RISC-V Used Because It’s Free?

Is the RISC-V microprocessor architecture mediocre and only used because it’s free?

Erik Engheim
3 min readNov 27, 2021

RISC-V is seeing a lot of growth but also has a lot of detractors who dismiss it as a kind of toy. There is a curious human psychological phenomenon that makes people think complex and messy technology must be good while what seems clean and simply must somehow be a toy.

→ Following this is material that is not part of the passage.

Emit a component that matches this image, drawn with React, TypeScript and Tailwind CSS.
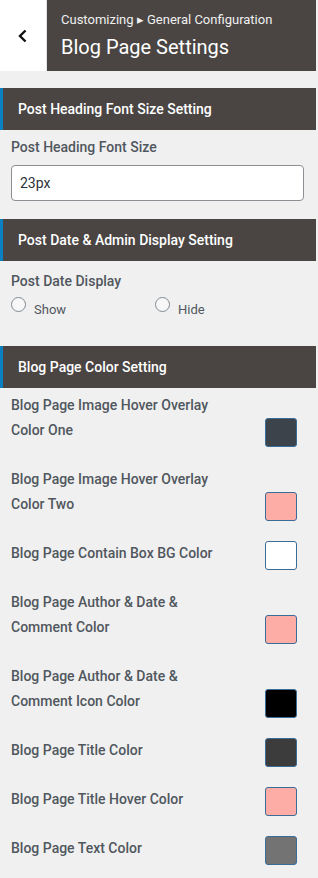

People think that because RISC-V is a clean and elegant design, it cannot be the real deal. This kind of thinking repeats itself so often it is almost becoming a bit of a joke. I first encountered this phenomenon in the 1980s when discussing the merits of the Commodore Amiga computer compared to IBM compatible PCs. The other kids were convinced that the PC had to be the more advanced computer because it was so complicated to use. To get anything working, we had to edit Autoexec.bat and Config.sys configuration files. This was the price one had to pay for the sophistication of a PC — or so I was told. In retrospect, it was utterly ridiculous. The PC in question ran MS DOS, a single-task, text based operating system with a 600 KB memory limit. Amiga had a full graphical, pre-emptive multitasking operating system with specialized hardware chips to accelerate graphics, audio and other tasks.

Yet people refused to believe that a computer that was so pleasant to use was somehow more advanced. People like to think that their efforts and their pains must be for a reason. Nobody wants to think hard work is for…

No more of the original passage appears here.